Anyway, the article has it that one day the patriarch of the Phosphorescent Family, Old Pappy Phosph, was leaning on a clump of gack in the compound, staring at the sky, lost in wonder, when he heard distant grunting. He rushed indoors to fetch his reel-to-reel tape recorder, for like everyone else in the family he was a keen tape-recordist of distant sounds, whether they were grunts or howls or gunfire or squelching. The Phosphorescent Family liked nothing better of an evening than to sit around splicing together tape-loops of various distant sounds and then playing them in unison. Over the years representatives from record companies and avant garde music festivals in Ulm had come bashing at the gates of the compound offering huge sums of money for these recordings, but they were always sent away empty-handed and with phosphorus burns in the very centre of their foreheads. The family had no interest in the stardom that would inevitably have swept them up had their tape-loops gone to the top of the hit parade.
On the evening that they listened to Old Pappy Phosph’s recording of distant pig grunting, it so happened that one of the tinier members of the family piped up with a query about the source of the sounds. Told it was a pig, she begged for a pig of her own. It was gently explained to her that a pig needs a sty to live in and there was no such sty in the compound.
“Then I thall build one mythelf, and thpread it with phothphorethent muck!” she keened, before bursting into tears.
And the very next day, she did, and so impressed was the family by her initiative and energy that Old Pappy Phosph strode out across the fields and abducted the very same pig whose gruntings now played on a continuous loop on the tape-recorder next to the tiny girl’s bed.

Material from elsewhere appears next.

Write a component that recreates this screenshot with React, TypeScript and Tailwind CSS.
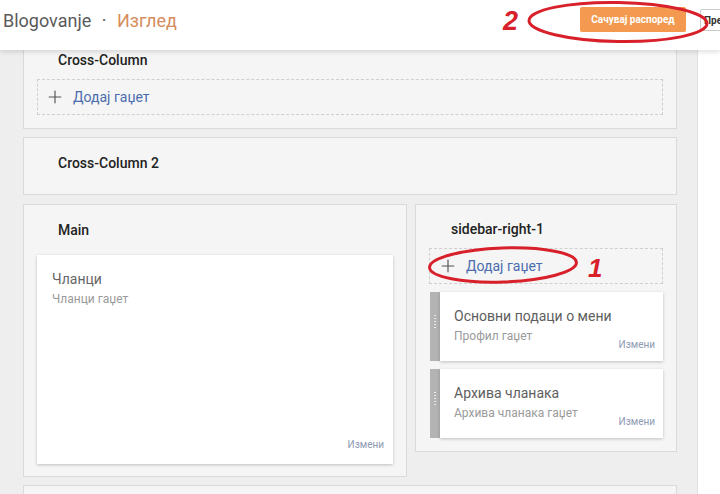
import { Plus } from 'lucide-react';

type Widget = { title: string; sub: string };

const SIDEBAR: Widget[] = [
  { title: 'Основни подаци о мени', sub: 'Профил гаџет' },
  { title: 'Архива чланака', sub: 'Архива чланака гаџет' },
];

function AddGadget({ pad }: { pad: string }) {
  return (
    <div className={`h-[36px] border border-dashed border-[#cfcfcf] flex items-center ${pad}`}>
      <Plus size={20} strokeWidth={1.4} className="text-[#555]" />
      <span className="ml-[8px] text-[14px] text-[#4a6cae]">Додај гаџет</span>
    </div>
  );
}

function Handle() {
  return (
    <div className="w-[10px] shrink-0 bg-[#b3b3b3] flex flex-col items-center justify-center gap-[2px] pb-[10px]">
      {[0, 1, 2, 3, 4].map(i => (
        <span key={i} className="block w-[2px] h-[1px] bg-[#e8e8e8]" />
      ))}
    </div>
  );
}

export default function App() {
  return (
    <div className="relative w-[720px] h-[494px] overflow-hidden bg-white font-['Roboto',sans-serif]">
      {/* Header */}
      <header className="relative z-10 h-[50px] bg-white shadow-[0_2px_5px_rgba(0,0,0,0.13)] flex items-center overflow-hidden">
        <div className="w-[580px] shrink-0 pl-[3px] text-[18px] text-[#5a5a5a] pb-[10px]">
          Blogovanje <span className="mx-[6px]">·</span> <span className="text-[#d68c5e]">Изглед</span>
        </div>
        <button className="w-[106px] h-[25px] shrink-0 mb-[11px] bg-[#f39a50] text-white text-[10px] font-bold rounded-[2px]">
          Сачувај распоред
        </button>
        <button className="ml-[14px] h-[22px] px-[3px] shrink-0 mb-[10px] bg-white border border-[#cccccc] text-[10px] font-bold text-[#333] rounded-[2px]">
          Преглед
        </button>
      </header>

      {/* Body */}
      <div className="flex h-[444px]">
        <div className="w-[698px] shrink-0 bg-[#eeeeee] border-r border-[#e0e0e0] pl-[23px] pr-[20px] flex flex-col gap-2">
          {/* Cross-Column */}
          <section className="shrink-0 bg-[#f5f5f5] border border-t-0 border-[#dadada] px-[13px] pt-[2px] pb-[13px]">
            <div className="pl-[21px] h-[16px] leading-[16px] text-[14px] font-medium text-[#222]">Cross-Column</div>
            <div className="mt-[11px]">
              <AddGadget pad="pl-[7px]" />
            </div>
          </section>

          {/* Cross-Column 2 */}
          <section className="shrink-0 h-[58px] bg-[#f5f5f5] border border-[#dadada] px-[13px] pt-[17px]">
            <div className="pl-[21px] h-[16px] leading-[16px] text-[14px] font-medium text-[#222]">Cross-Column 2</div>
          </section>

          {/* Main + sidebar */}
          <div className="shrink-0 mt-[1px] flex items-start gap-2">
            <section className="w-[384px] shrink-0 bg-[#f5f5f5] border border-[#dadada] px-[13px] pt-[17px] pb-[12px]">
              <div className="pl-[21px] h-[16px] leading-[16px] text-[14px] font-medium text-[#222]">Main</div>
              <div className="mt-[17px] h-[209px] bg-white shadow-[0_1px_3px_rgba(0,0,0,0.22)] flex flex-col pl-[15px] pr-[9px] pt-[16px] pb-[12px]">
                <div className="h-[16px] leading-[16px] text-[14px] text-[#666]">Чланци</div>
                <div className="mt-[5px] h-[14px] leading-[14px] text-[12px] text-[#9a9a9a]">Чланци гаџет</div>
                <div className="mt-auto self-end text-[10px] text-[#8d9ab3]">Измени</div>
              </div>
            </section>

            <section className="w-[262px] shrink-0 bg-[#f5f5f5] border border-[#dadada] px-[13px] pt-[16px] pb-[13px]">
              <div className="pl-[22px] h-[16px] leading-[16px] text-[14px] font-medium text-[#222]">sidebar-right-1</div>
              <div className="mt-[11px]">
                <AddGadget pad="pl-[8px]" />
              </div>
              <div className="mt-[8px] pl-[1px] flex flex-col gap-2">
                {SIDEBAR.map(w => (
                  <div key={w.title} className="h-[69px] flex">
                    <Handle />
                    <div className="flex-1 bg-white shadow-[0_1px_3px_rgba(0,0,0,0.22)] flex flex-col pl-[14px] pr-[8px] pt-[16px]">
                      <div className="h-[16px] leading-[16px] text-[14px] text-[#5e5e5e]">{w.title}</div>
                      <div className="mt-[5px] flex items-start">
                        <span className="h-[14px] leading-[14px] text-[12px] text-[#9a9a9a]">{w.sub}</span>
                        <span className="ml-auto mt-[8px] text-[10px] text-[#8d9ab3]">Измени</span>
                      </div>
                    </div>
                  </div>
                ))}
              </div>
            </section>
          </div>

          <section className="shrink-0 h-[40px] bg-[#f5f5f5] border border-[#dadada]" />
        </div>
        <div className="flex-1 bg-white" />
      </div>

      {/* Red annotations */}
      <svg className="absolute inset-0 z-20 pointer-events-none" width="720" height="494">
        <ellipse cx="618" cy="22" rx="89" ry="19.5" fill="none" stroke="#d8202b" strokeWidth="3" transform="rotate(1 618 22)" />
        <ellipse cx="503" cy="265" rx="73.5" ry="17" fill="none" stroke="#d8202b" strokeWidth="3" transform="rotate(-2 503 265)" />
      </svg>
      <span className="absolute z-20 left-[503px] top-[6px] text-[27px] leading-[30px] font-bold italic text-[#d8202b] font-['Liberation_Sans',sans-serif]">2</span>
      <span className="absolute z-20 left-[588px] top-[253px] text-[26px] leading-[30px] font-bold italic text-[#d8202b] font-['Liberation_Sans',sans-serif]">1</span>
    </div>
  );
}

It was her cousin, Armand Phosph, a Francophile, who named the pig Baptiste.
As I said, it is not a particularly interesting tale, but I thought it worth sharing with you, if only because it gives us a first dim insight into the lives of the Phosphorescent Family. From a selfish point of view, it allowed me to make use – tangentially, but to my satisfaction – of the words “Readings have been taken from the soil. The pig has been chosen” which came to me in my dreams just before waking this morning. We have phosphorescent muck rather than soil, and the pig was abducted rather than chosen, but I have kept faith with my not yet quite awake brain, and that’s good enough for me, so it ought to be good enough for you.
With ‘The Family Pig’ out in the open, may we now expect a bulletin entitled ‘Filthy Magpie’?